Milly, 43, County Durham
“I live in a sexless marriage. I started at a new company about 18 months ago and the guy who hired me was physically attractive, if a bit dull. After a few weeks it was clear that we both fancied each other. Even though we were both married it was obvious that something was going to happen and we kissed in the office once after work when everyone had gone home. We arranged to meet up in a hotel and had sex a week later. I felt so guilty but I couldn’t stop. Eventually one night the sex changed and I felt like we were making love. And that was when I realised the affair had taken on a new twist. I felt even guiltier. My husband despite being no longer interested in sex is a loving caring man and father.
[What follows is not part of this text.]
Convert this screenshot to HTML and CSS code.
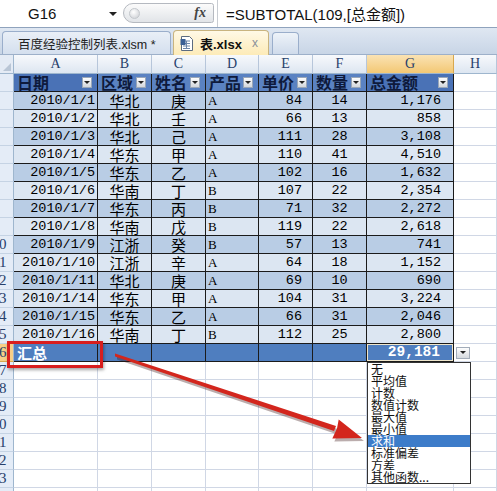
FILE: index.html
```html
<!DOCTYPE html>
<html lang="zh">
<head>
<meta charset="utf-8">
<title>表.xlsx</title>
<link rel="stylesheet" href="styles.css">
</head>
<body>
<div class="app">
  <div class="fbar">
    <div class="namebox"><span>G16</span><span class="nb-arrow"></span></div>
    <div class="pill"><span class="knob"></span><span class="fx">fx</span></div>
    <div class="formula">=SUBTOTAL(109,[总金额])</div>
  </div>
  <div class="tabbar">
    <div class="tab t1">百度经验控制列表.xlsm *</div>
    <div class="tab active">
      <svg class="docicon" width="14" height="15" viewBox="0 0 14 15">
        <path d="M1.5 0.5h8l3 3v11h-11z" fill="#fff" stroke="#5b6b80"/>
        <path d="M3 5h7M3 7.5h7M3 10h7M3 12.5h7M6.5 5v8" stroke="#6d86a8" stroke-width="1"/>
        <rect x="0.5" y="3" width="5" height="6" fill="#3a5f94"/>
      </svg>
      <b class="tabname">表.xlsx</b><span class="close">x</span>
    </div>
    <div class="tab new"></div>
  </div>

  <div class="sheet">
    <div class="row colhdr"><div class="corner"></div><div class="ch">A</div><div class="ch">B</div><div class="ch">C</div><div class="ch">D</div><div class="ch">E</div><div class="ch">F</div><div class="ch sel">G</div><div class="ch">H</div></div>

    <div class="row head"><div class="rh"></div>
      <div class="c t hd dk">日期<span class="fb"></span></div>
      <div class="c t hd">区域<span class="fb"></span></div>
      <div class="c t hd">姓名<span class="fb"></span></div>
      <div class="c t hd">产品<span class="fb"></span></div>
      <div class="c t hd">单价<span class="fb"></span></div>
      <div class="c t hd">数量<span class="fb"></span></div>
      <div class="c t hd dk">总金额<span class="fb"></span></div>
      <div class="c"></div></div>

    <div class="row data r1"><div class="rh"></div><div class="c t m">2010/1/1</div><div class="c t k">华北</div><div class="c t k">庚</div><div class="c t m">A</div><div class="c t m">84</div><div class="c t m">14</div><div class="c t m">1,176</div><div class="c"></div></div>
    <div class="row data r2"><div class="rh"></div><div class="c t m">2010/1/2</div><div class="c t k">华北</div><div class="c t k">壬</div><div class="c t m">A</div><div class="c t m">66</div><div class="c t m">13</div><div class="c t m">858</div><div class="c"></div></div>
    <div class="row data r1"><div class="rh"></div><div class="c t m">2010/1/3</div><div class="c t k">华北</div><div class="c t k">己</div><div class="c t m">A</div><div class="c t m">111</div><div class="c t m">28</div><div class="c t m">3,108</div><div class="c"></div></div>
    <div class="row data r2"><div class="rh"></div><div class="c t m">2010/1/4</div><div class="c t k">华东</div><div class="c t k">甲</div><div class="c t m">A</div><div class="c t m">110</div><div class="c t m">41</div><div class="c t m">4,510</div><div class="c"></div></div>
    <div class="row data r1"><div class="rh"></div><div class="c t m">2010/1/5</div><div class="c t k">华东</div><div class="c t k">乙</div><div class="c t m">A</div><div class="c t m">102</div><div class="c t m">16</div><div class="c t m">1,632</div><div class="c"></div></div>
    <div class="row data r2"><div class="rh"></div><div class="c t m">2010/1/6</div><div class="c t k">华南</div><div class="c t k">丁</div><div class="c t m">B</div><div class="c t m">107</div><div class="c t m">22</div><div class="c t m">2,354</div><div class="c"></div></div>
    <div class="row data r1"><div class="rh"></div><div class="c t m">2010/1/7</div><div class="c t k">华东</div><div class="c t k">丙</div><div class="c t m">B</div><div class="c t m">71</div><div class="c t m">32</div><div class="c t m">2,272</div><div class="c"></div></div>
    <div class="row data r2"><div class="rh"></div><div class="c t m">2010/1/8</div><div class="c t k">华南</div><div class="c t k">戊</div><div class="c t m">B</div><div class="c t m">119</div><div class="c t m">22</div><div class="c t m">2,618</div><div class="c"></div></div>
    <div class="row data r1"><div class="rh">0</div><div class="c t m">2010/1/9</div><div class="c t k">江浙</div><div class="c t k">癸</div><div class="c t m">B</div><div class="c t m">57</div><div class="c t m">13</div><div class="c t m">741</div><div class="c"></div></div>
    <div class="row data r2"><div class="rh">1</div><div class="c t m">2010/1/10</div><div class="c t k">江浙</div><div class="c t k">辛</div><div class="c t m">A</div><div class="c t m">64</div><div class="c t m">18</div><div class="c t m">1,152</div><div class="c"></div></div>
    <div class="row data r1"><div class="rh">2</div><div class="c t m">2010/1/11</div><div class="c t k">华北</div><div class="c t k">庚</div><div class="c t m">A</div><div class="c t m">69</div><div class="c t m">10</div><div class="c t m">690</div><div class="c"></div></div>
    <div class="row data r2"><div class="rh">3</div><div class="c t m">2010/1/14</div><div class="c t k">华东</div><div class="c t k">甲</div><div class="c t m">A</div><div class="c t m">104</div><div class="c t m">31</div><div class="c t m">3,224</div><div class="c"></div></div>
    <div class="row data r1"><div class="rh">4</div><div class="c t m">2010/1/15</div><div class="c t k">华东</div><div class="c t k">乙</div><div class="c t m">A</div><div class="c t m">66</div><div class="c t m">31</div><div class="c t m">2,046</div><div class="c"></div></div>
    <div class="row data r2"><div class="rh">5</div><div class="c t m">2010/1/16</div><div class="c t k">华南</div><div class="c t k">丁</div><div class="c t m">B</div><div class="c t m">112</div><div class="c t m">25</div><div class="c t m">2,800</div><div class="c"></div></div>

    <div class="row tot"><div class="rh cur">6</div><div class="c t k lbl">汇总</div><div class="c t"></div><div class="c t"></div><div class="c t"></div><div class="c t"></div><div class="c t"></div><div class="c t m sum">29,181</div><div class="c hcell"><span class="ddbtn"></span></div></div>

    <div class="row"><div class="rh">7</div><div class="c"></div><div class="c"></div><div class="c"></div><div class="c"></div><div class="c"></div><div class="c"></div><div class="c"></div><div class="c"></div></div>
    <div class="row"><div class="rh">8</div><div class="c"></div><div class="c"></div><div class="c"></div><div class="c"></div><div class="c"></div><div class="c"></div><div class="c"></div><div class="c"></div></div>
    <div class="row"><div class="rh">9</div><div class="c"></div><div class="c"></div><div class="c"></div><div class="c"></div><div class="c"></div><div class="c"></div><div class="c"></div><div class="c"></div></div>
    <div class="row"><div class="rh">0</div><div class="c"></div><div class="c"></div><div class="c"></div><div class="c"></div><div class="c"></div><div class="c"></div><div class="c"></div><div class="c"></div></div>
    <div class="row"><div class="rh">1</div><div class="c"></div><div class="c"></div><div class="c"></div><div class="c"></div><div class="c"></div><div class="c"></div><div class="c"></div><div class="c"></div></div>
    <div class="row"><div class="rh">2</div><div class="c"></div><div class="c"></div><div class="c"></div><div class="c"></div><div class="c"></div><div class="c"></div><div class="c"></div><div class="c"></div></div>
    <div class="row"><div class="rh">3</div><div class="c"></div><div class="c"></div><div class="c"></div><div class="c"></div><div class="c"></div><div class="c"></div><div class="c"></div><div class="c"></div></div>
    <div class="row"><div class="rh"></div><div class="c"></div><div class="c"></div><div class="c"></div><div class="c"></div><div class="c"></div><div class="c"></div><div class="c"></div><div class="c"></div></div>
  </div>

  <div class="redbox"></div>

  <svg class="arrow" width="497" height="491" viewBox="0 0 497 491">
    <g transform="translate(2,3)" fill="rgba(60,20,20,0.35)" stroke="none">
      <polygon points="115,353.5 336,426 334,431 115,356.5"/>
      <polygon points="362,438 332.3,438.6 337,428.5 338.7,419.6"/>
    </g>
    <polygon points="115,353.5 336,426 334,431 115,356.5" fill="#d3261d"/>
    <polygon points="362,438 332.3,438.6 337,428.5 338.7,419.6" fill="#d3261d"/>
  </svg>

  <ul class="ddlist">
    <li>无</li>
    <li>平均值</li>
    <li>计数</li>
    <li>数值计数</li>
    <li>最大值</li>
    <li>最小值</li>
    <li class="hl">求和</li>
    <li>标准偏差</li>
    <li>方差</li>
    <li>其他函数...</li>
  </ul>
</div>
</body>
</html>
```

FILE: styles.css
```css
* { box-sizing: border-box; margin: 0; padding: 0; }
body {
  width: 497px; height: 491px; overflow: hidden; background: #fff;
  font-family: "Liberation Sans", "Noto Sans CJK SC", sans-serif;
}
.app { position: relative; width: 497px; height: 491px; overflow: hidden; }

/* formula bar */
.fbar { display: flex; height: 28px; border-bottom: 1px solid #8fa3bd; background: #fff; }
.namebox {
  width: 123px; display: flex; align-items: center; justify-content: space-between;
  padding: 0 6px 0 28px; font-size: 15px; color: #111;
}
.nb-arrow {
  width: 0; height: 0; border-left: 4px solid transparent; border-right: 4px solid transparent;
  border-top: 4px solid #222;
}
.pill {
  width: 91px; margin: 3px 0 4px; border: 1px solid #b5b9c0; border-radius: 12px 3px 3px 12px;
  background: linear-gradient(#fbfbfb, #e1e4e8); display: flex; align-items: center;
  justify-content: space-between; padding: 0 7px 0 5px;
}
.knob {
  width: 11px; height: 11px; border-radius: 50%;
  background: radial-gradient(circle at 40% 35%, #fff, #c9ccd1); border: 1px solid #c3c7cc;
}
.fx { font-family: "Liberation Serif", serif; font-style: italic; font-weight: bold; font-size: 14px; color: #444; }
.formula {
  flex: 1; border-left: 1px solid #c8ccd2; margin-left: 3px; padding-left: 8px;
  display: flex; align-items: center; font-size: 15px; color: #111;
  font-family: "Liberation Sans", "Noto Sans CJK SC", sans-serif;
}

/* tabs */
.tabbar {
  height: 27px; display: flex; align-items: flex-end; gap: 2px; padding-left: 2px;
  background: linear-gradient(#dfe7f2, #c8d5e6); border-bottom: 1px solid #9db0c9;
}
.tab {
  height: 23px; border: 1px solid #9aaecb; border-bottom: none; border-radius: 4px 4px 0 0;
  display: flex; align-items: center; font-size: 12.5px; color: #222;
  font-family: "Liberation Sans", "Noto Sans CJK SC", sans-serif;
}
.t1 { width: 169px; padding-left: 15px; background: linear-gradient(#e9eff7, #d4dfee); }
.tab.active {
  width: 96px; height: 25px; margin-bottom: -1px; padding-left: 6px;
  background: linear-gradient(#fff9e6, #fdebb8); border-color: #c9b47f;
}
.docicon { margin-right: 6px; }
.tabname { font-size: 13px; color: #111; }
.close { margin-left: 10px; font-size: 12px; color: #8a8f98; }
.tab.new { width: 27px; height: 22px; margin-left: 1px; background: linear-gradient(#eef3f9, #cfdbeb); }

/* sheet */
.row {
  display: grid; grid-template-columns: 14px 84px 54px 54px 53px 54px 54px 87px 43px;
  height: 18px;
}
.colhdr { height: 19px; }
.corner {
  background: #e4ebf5; border-right: 1px solid #9eb6ce; border-bottom: 1px solid #9eb6ce;
  position: relative;
}
.corner::after {
  content: ""; position: absolute; right: 2px; bottom: 2px; width: 0; height: 0;
  border-left: 8px solid transparent; border-bottom: 8px solid #b9c6d6;
}
.ch {
  background: linear-gradient(#f7f9fc, #dde6f1); border-right: 1px solid #b7c6da;
  border-bottom: 1px solid #9eb6ce; text-align: center; line-height: 18px;
  font-family: "Liberation Serif", serif; font-size: 14px; color: #27406b;
}
.ch.sel { background: linear-gradient(#fae3b4, #f3c874); border-right-color: #d8a84e; }
.rh {
  background: #e4ecf7; border-right: 1px solid #9eb6ce; border-bottom: 1px solid #c5d3e4;
  font-family: "Liberation Serif", serif; font-size: 15px; color: #27406b;
  line-height: 17px; overflow: hidden; text-indent: -1px;
}
.rh.cur { background: #f6cf88; border-bottom-color: #d8a84e; }

.c {
  border-right: 1px solid #d0d7e5; border-bottom: 1px solid #d0d7e5;
  line-height: 17px; white-space: nowrap; color: #000;
}
.c.t { border-color: #1b1b1b; }
.m { font-family: "Liberation Mono", monospace; font-size: 13.5px; }
.k { font-family: "Noto Sans CJK SC", sans-serif; font-size: 15px; }

.r1 .t { background: #b9cde5; }
.r2 .t { background: #dce6f2; }

.data > :nth-child(2) { text-align: right; padding-right: 2px; }
.data > :nth-child(3), .data > :nth-child(4), .data > :nth-child(7) { text-align: center; }
.data > :nth-child(5) { text-align: left; padding-left: 2px; font-family: "Liberation Serif", serif; font-size: 13px; }
.data > :nth-child(6) { text-align: right; padding-right: 10px; }
.data > :nth-child(8) { text-align: right; padding-right: 12px; }

/* table header */
.hd {
  background: #5a82c2; display: flex; align-items: center; justify-content: space-between;
  padding: 0 5px 0 3px; font-family: "Noto Sans CJK SC", sans-serif; font-weight: bold;
  font-size: 16px; color: #0e1a3c;
}
.hd.dk { background: #4a72b6; }
.fb {
  flex: none; width: 10px; height: 11px; background: linear-gradient(#fdfdfd, #d3d7dc);
  border: 1px solid #9aa7b8; display: flex; align-items: center; justify-content: center;
}
.fb::after {
  content: ""; width: 0; height: 0; border-left: 3px solid transparent;
  border-right: 3px solid transparent; border-top: 3px solid #222;
}

/* total row */
.tot .t { background: #4f7ebf; }
.lbl { color: #fff; font-weight: bold; padding-left: 3px; font-size: 15px; }
.sum {
  color: #fff; font-weight: bold; font-size: 14.5px; text-align: right; padding-right: 13px;
  box-shadow: inset 0 0 0 1px #efe6cc;
}
.hcell { display: flex; align-items: center; padding-left: 2px; }
.ddbtn {
  width: 14px; height: 12px; background: linear-gradient(#fdfdfd, #d5d9de);
  border: 1px solid #a2acb9; display: flex; align-items: center; justify-content: center;
}
.ddbtn::after {
  content: ""; width: 0; height: 0; border-left: 3px solid transparent;
  border-right: 3px solid transparent; border-top: 3px solid #222;
}

/* overlays */
.redbox {
  position: absolute; left: 7px; top: 341px; width: 96px; height: 27px;
  border: 3px solid #d81e1e; box-shadow: 1px 2px 3px rgba(0, 0, 0, 0.35);
}
.arrow { position: absolute; left: 0; top: 0; pointer-events: none; }
.ddlist {
  position: absolute; left: 367px; top: 362px; width: 104px; height: 122px;
  background: #fff; border: 1px solid #333; list-style: none;
  font-family: "Noto Sans CJK SC", sans-serif; font-size: 12px; color: #111;
}
.ddlist li { height: 12px; line-height: 12px; padding-left: 3px; white-space: nowrap; }
.ddlist li.hl { background: #3d7cc9; color: #fff; }
```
I don’t want to hurt him or our marriage but I’ve also now developed feelings for this man at work who actually made my knees go weak at a seminar recently when he whispered in my ear how much he loved me. I feel trapped by both situations.”
Camilla, 30, Port Talbot
The interesting thing between these two accounts is the difference in why these affairs happened. Both began from a purely physical need, but the second also has a huge emotional element attached to it.
Sex is often a key component to any lasting relationship, but emotional detachment from an existing partner also plays a part in the reasons for affairs.
“My sister in law had always joked with me that I was the one she should have married rather then my brother. She was always complementing me on how together I had it – a successful career, new hot young girlfriend every week. She didn’t know that I had been attracted to her for a while, and because she was married to my brother I kept that to myself. One night at a family get together, my brother went to bed and we were left alone in the garden. She then broke down in tears and told me how unhappy she was with her marriage and how my brother never seemed interested in her or the kids (yes this gets worse). I didn’t know what to say. Instead I kissed her and she reciprocated. I then told her how much I’d liked her since I met her. She felt guilty and went to bed. I left early the next day without seeing her. She then started to text and IM me. We met up a few weeks later at a hotel and had sex. Since then I keep seeing her and she’s talking about moving her whole family down to London to be closer to me. I feel like such a dick. She’s my brother’s wife! But I can’t stop seeing her and she makes me feel amazing! I don’t know what to do.”
Gareth, 39, London
Taking into account these confessions, we hope this goes some way in helping you out if you do hook up with a fuck buddy who is in an unfulfilling relationship. We also hope it will go some way to helping both parties navigate casual sex without anyone getting hurt.